▶ SHORT TASK
Reproduce the listing word for word. Skip any image.

▶ RECORDED INFORMATION
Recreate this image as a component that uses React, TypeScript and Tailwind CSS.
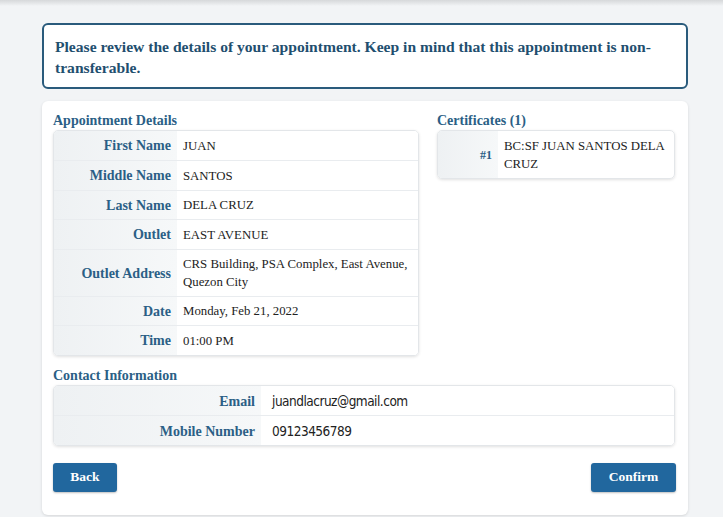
import React from "react";

const serif = { fontFamily: '"Liberation Serif", "DejaVu Serif", serif' };
const narrow = { fontFamily: '"Liberation Sans Narrow", "DejaVu Sans Condensed", "Liberation Sans", sans-serif' };

function Row({
  label,
  children,
  h,
  labelW,
  last,
  valueClass = "",
}: {
  label: string;
  children: React.ReactNode;
  h: string;
  labelW: string;
  last?: boolean;
  valueClass?: string;
}) {
  return (
    <div className={`flex ${h} ${last ? "" : "border-b border-[#e9ecef]"}`}>
      <div
        className={`${labelW} shrink-0 flex items-center justify-end pr-[6px] bg-gradient-to-r from-[#eef1f3] to-[#f6f8f9] text-[#2b5f86] font-bold text-[14px]`}
      >
        {label}
      </div>
      <div className={`flex-1 flex items-center pl-[6px] pr-[8px] bg-white text-[#222] text-[12.8px] leading-[18px] ${valueClass}`}>
        {children}
      </div>
    </div>
  );
}

export default function App() {
  return (
    <div className="relative min-h-[517px] w-[723px] bg-[#f2f4f6] overflow-hidden" style={serif}>
      <div className="absolute left-0 right-0 top-0 h-[6px] bg-gradient-to-b from-[#d6d8da] to-[#f2f4f6]" />
      <div className="ml-[42px] w-[646px] pt-[23px]">
        <div className="h-[66px] rounded-[6px] border-2 border-[#2a5b7c] bg-white px-[11px] pt-[11px]">
          <p className="text-[15.6px] font-bold leading-[21px] text-[#1f4f6f]">
            Please review the details of your appointment. Keep in mind that this appointment is non-transferable.
          </p>
        </div>

        <div className="mt-[12px] h-[414px] rounded-[6px] bg-white px-[11px] pt-[11px] shadow-[0_1px_3px_rgba(0,0,0,0.12)]">
          <div className="flex">
            <div className="w-[366px]">
              <div className="text-[14px] font-bold leading-[17px] text-[#2b5f86]">Appointment Details</div>
              <div className="mt-[1px] overflow-hidden rounded-[5px] border border-[#e3e6e9] shadow-[0_1px_3px_rgba(0,0,0,0.12)]">
                <Row label="First Name" h="h-[30px]" labelW="w-[123px]">JUAN</Row>
                <Row label="Middle Name" h="h-[30px]" labelW="w-[123px]">SANTOS</Row>
                <Row label="Last Name" h="h-[29px]" labelW="w-[123px]">DELA CRUZ</Row>
                <Row label="Outlet" h="h-[30px]" labelW="w-[123px]">EAST AVENUE</Row>
                <Row label="Outlet Address" h="h-[47px]" labelW="w-[123px]">
                  CRS Building, PSA Complex, East Avenue, Quezon City
                </Row>
                <Row label="Date" h="h-[29px]" labelW="w-[123px]">Monday, Feb 21, 2022</Row>
                <Row label="Time" h="h-[29px]" labelW="w-[123px]" last>01:00 PM</Row>
              </div>
            </div>
            <div className="ml-[18px] w-[238px]">
              <div className="text-[14px] font-bold leading-[17px] text-[#2b5f86]">Certificates (1)</div>
              <div className="mt-[1px] overflow-hidden rounded-[5px] border border-[#e3e6e9] shadow-[0_1px_3px_rgba(0,0,0,0.12)]">
                <div className="flex h-[47px]">
                  <div className="w-[60px] shrink-0 flex items-center justify-end pr-[6px] bg-gradient-to-r from-[#eef1f3] to-[#f6f8f9] text-[#2b5f86] font-bold text-[12px]">
                    #1
                  </div>
                  <div className="flex-1 flex items-center pl-[6px] pr-[6px] text-[12.8px] leading-[18px] text-[#222]">
                    BC:SF JUAN SANTOS DELA CRUZ
                  </div>
                </div>
              </div>
            </div>
          </div>

          <div className="mt-[11px] text-[14px] font-bold leading-[17px] text-[#2b5f86]">Contact Information</div>
          <div className="mt-[1px] w-[622px] overflow-hidden rounded-[5px] border border-[#e3e6e9] shadow-[0_1px_3px_rgba(0,0,0,0.12)]">
            <Row
              label="Email"
              h="h-[30px]"
              labelW="w-[207px] !items-start pt-[5px]"
              valueClass="!pl-[11px] !text-[13.5px] tracking-[-0.5px]"
            >
              <span style={narrow}>juandlacruz@gmail.com</span>
            </Row>
            <Row
              label="Mobile Number"
              h="h-[29px]"
              labelW="w-[207px] !items-start pt-[5px]"
              valueClass="!pl-[11px] !text-[13.5px] tracking-[-0.5px]"
              last
            >
              <span style={narrow}>09123456789</span>
            </Row>
          </div>

          <div className="mt-[17px] flex justify-between w-[623px]">
            <button className="h-[29px] w-[64px] rounded-[3px] bg-[#21679e] text-[13.5px] font-bold text-white shadow-[0_1px_2px_rgba(0,0,0,0.25)]">
              Back
            </button>
            <button className="h-[29px] w-[85px] rounded-[3px] bg-[#21679e] text-[13.5px] font-bold text-white shadow-[0_1px_2px_rgba(0,0,0,0.25)]">
              Confirm
            </button>
          </div>
        </div>
      </div>
    </div>
  );
}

▶ SOLUTION FOR THIS PROBLEM
Recreate this image as a component that uses React, TypeScript and Tailwind CSS.
import React from "react";

const serif = { fontFamily: '"Liberation Serif", "DejaVu Serif", serif' };
const narrow = { fontFamily: '"Liberation Sans Narrow", "DejaVu Sans Condensed", "Liberation Sans", sans-serif' };

function Row({
  label,
  children,
  h,
  labelW,
  last,
  valueClass = "",
}: {
  label: string;
  children: React.ReactNode;
  h: string;
  labelW: string;
  last?: boolean;
  valueClass?: string;
}) {
  return (
    <div className={`flex ${h} ${last ? "" : "border-b border-[#e9ecef]"}`}>
      <div
        className={`${labelW} shrink-0 flex items-center justify-end pr-[6px] bg-gradient-to-r from-[#eef1f3] to-[#f6f8f9] text-[#2b5f86] font-bold text-[14px]`}
      >
        {label}
      </div>
      <div className={`flex-1 flex items-center pl-[6px] pr-[8px] bg-white text-[#222] text-[12.8px] leading-[18px] ${valueClass}`}>
        {children}
      </div>
    </div>
  );
}

export default function App() {
  return (
    <div className="relative min-h-[517px] w-[723px] bg-[#f2f4f6] overflow-hidden" style={serif}>
      <div className="absolute left-0 right-0 top-0 h-[6px] bg-gradient-to-b from-[#d6d8da] to-[#f2f4f6]" />
      <div className="ml-[42px] w-[646px] pt-[23px]">
        <div className="h-[66px] rounded-[6px] border-2 border-[#2a5b7c] bg-white px-[11px] pt-[11px]">
          <p className="text-[15.6px] font-bold leading-[21px] text-[#1f4f6f]">
            Please review the details of your appointment. Keep in mind that this appointment is non-transferable.
          </p>
        </div>

        <div className="mt-[12px] h-[414px] rounded-[6px] bg-white px-[11px] pt-[11px] shadow-[0_1px_3px_rgba(0,0,0,0.12)]">
          <div className="flex">
            <div className="w-[366px]">
              <div className="text-[14px] font-bold leading-[17px] text-[#2b5f86]">Appointment Details</div>
              <div className="mt-[1px] overflow-hidden rounded-[5px] border border-[#e3e6e9] shadow-[0_1px_3px_rgba(0,0,0,0.12)]">
                <Row label="First Name" h="h-[30px]" labelW="w-[123px]">JUAN</Row>
                <Row label="Middle Name" h="h-[30px]" labelW="w-[123px]">SANTOS</Row>
                <Row label="Last Name" h="h-[29px]" labelW="w-[123px]">DELA CRUZ</Row>
                <Row label="Outlet" h="h-[30px]" labelW="w-[123px]">EAST AVENUE</Row>
                <Row label="Outlet Address" h="h-[47px]" labelW="w-[123px]">
                  CRS Building, PSA Complex, East Avenue, Quezon City
                </Row>
                <Row label="Date" h="h-[29px]" labelW="w-[123px]">Monday, Feb 21, 2022</Row>
                <Row label="Time" h="h-[29px]" labelW="w-[123px]" last>01:00 PM</Row>
              </div>
            </div>
            <div className="ml-[18px] w-[238px]">
              <div className="text-[14px] font-bold leading-[17px] text-[#2b5f86]">Certificates (1)</div>
              <div className="mt-[1px] overflow-hidden rounded-[5px] border border-[#e3e6e9] shadow-[0_1px_3px_rgba(0,0,0,0.12)]">
                <div className="flex h-[47px]">
                  <div className="w-[60px] shrink-0 flex items-center justify-end pr-[6px] bg-gradient-to-r from-[#eef1f3] to-[#f6f8f9] text-[#2b5f86] font-bold text-[12px]">
                    #1
                  </div>
                  <div className="flex-1 flex items-center pl-[6px] pr-[6px] text-[12.8px] leading-[18px] text-[#222]">
                    BC:SF JUAN SANTOS DELA CRUZ
                  </div>
                </div>
              </div>
            </div>
          </div>

          <div className="mt-[11px] text-[14px] font-bold leading-[17px] text-[#2b5f86]">Contact Information</div>
          <div className="mt-[1px] w-[622px] overflow-hidden rounded-[5px] border border-[#e3e6e9] shadow-[0_1px_3px_rgba(0,0,0,0.12)]">
            <Row
              label="Email"
              h="h-[30px]"
              labelW="w-[207px] !items-start pt-[5px]"
              valueClass="!pl-[11px] !text-[13.5px] tracking-[-0.5px]"
            >
              <span style={narrow}>juandlacruz@gmail.com</span>
            </Row>
            <Row
              label="Mobile Number"
              h="h-[29px]"
              labelW="w-[207px] !items-start pt-[5px]"
              valueClass="!pl-[11px] !text-[13.5px] tracking-[-0.5px]"
              last
            >
              <span style={narrow}>09123456789</span>
            </Row>
          </div>

          <div className="mt-[17px] flex justify-between w-[623px]">
            <button className="h-[29px] w-[64px] rounded-[3px] bg-[#21679e] text-[13.5px] font-bold text-white shadow-[0_1px_2px_rgba(0,0,0,0.25)]">
              Back
            </button>
            <button className="h-[29px] w-[85px] rounded-[3px] bg-[#21679e] text-[13.5px] font-bold text-white shadow-[0_1px_2px_rgba(0,0,0,0.25)]">
              Confirm
            </button>
          </div>
        </div>
      </div>
    </div>
  );
}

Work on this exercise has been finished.